Se mi spendo in tutti questi nomi non è tanto per mero namedropping: è piuttosto per rendere la varietà di approcci, riferimenti e soluzioni tipica dello stesso DeForge, e di cui questo Dressing è un piccolo esempio da manuale. Ciascuna delle storie raccolte nel volume (originariamente pubblicato da Koyama Press, come praticamente qualunque altra cosa riguardi DeForge) è quasi un esperimento a sé sia dal punto di vista grafico che da quello dello storytelling: si passa dagli astrattismi totali di cose come Tutti i miei amici, lassù, in un Jumbo ai ritratti pseudorealisti (si fa per dire...) di una quotidianità millennial popolata da webcam, start-up e gergo da Silicon Valley, e in mezzo ci si imbatte in bizzarrie sci-fi per personaggi bulbiformi, forme organiche che sembrano prese da un romanzo post-esotista alla Volodine, meravigliose istantanee di un Planète Sauvage che pare ritratto da Mark Beyer, stilizzate silhouette dada, schizzi freeform, nonché “umani che si trasformano in marziani, pesci parlanti, elfi di natale complottisti, gemelli sterminati per combattere il sovrappopolamento della Terra”. I toni spaziano dalla naiveté intimista al crudo spinto buono per una session fotografica della buonanima Dash Snow, dal fantasy alla commedia, ma ovviamente tendono a ricorrere i temi e i registri che sono tipici di un autore molto personale quale dopotutto è DeForge; e cioè una specie di crudeltà gentile, di assurdismo disturbante sempre derivato dalle relazioni elastiche, contorte e molto psichiche che intercorrono tra i diversi personaggi: in questo, per restare al pantheon del Fort Thunder, un autore che viene da accostargli potrebbe essere C.F., o meglio ancora l'intero universo Adventure Time.
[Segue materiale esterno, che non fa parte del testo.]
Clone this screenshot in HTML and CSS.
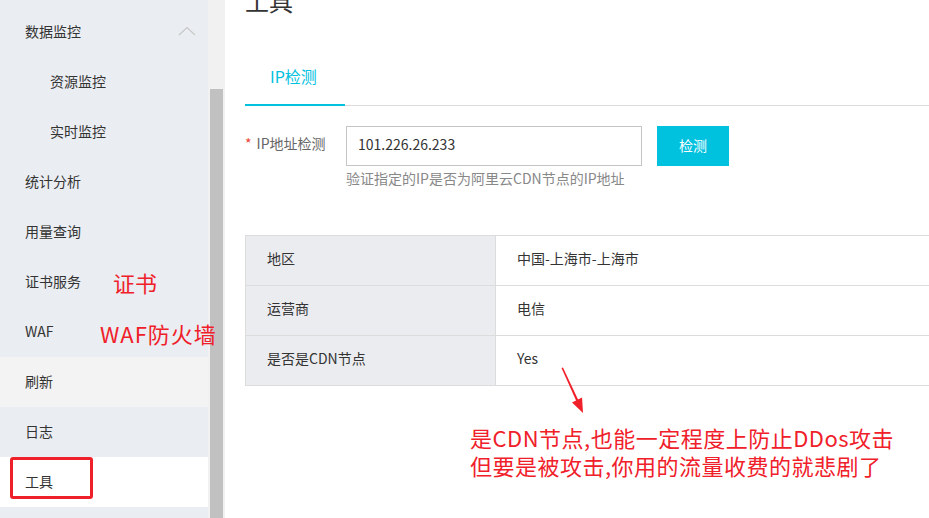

Naturalmente, il fatto che proprio DeForge sia tra i designer della serie di Cartoon Network, e che sempre Adventure Time sia il principale esito apocrifo della rivoluzione innescata a suo tempo da Brinkman e compagni, non è casuale.
È impossibile sottovalutare il peso di DeForge nell'odierno panorama del fumetto indipendente: si tratta molto semplicemente di uno dei principali autori dell'ultima generazione alternative, o per dirla con Heidi MacDonald, dell'“archetipo del moderno fumettista indie”. Se, come dice sempre la MacDonald, a Marvel e DC si sono sostituiti Cartoon Network e Nickelodeon, il merito va senz'altro ai maestri di inizi 2000, ma anche (soprattutto?) a coloro che ne hanno ripreso il lascito condendolo di nuovi colori e di nuovi respiri. E tra questi, al giorno d'oggi DeForge è quasi sicuramente il primo nome da tenere a mente.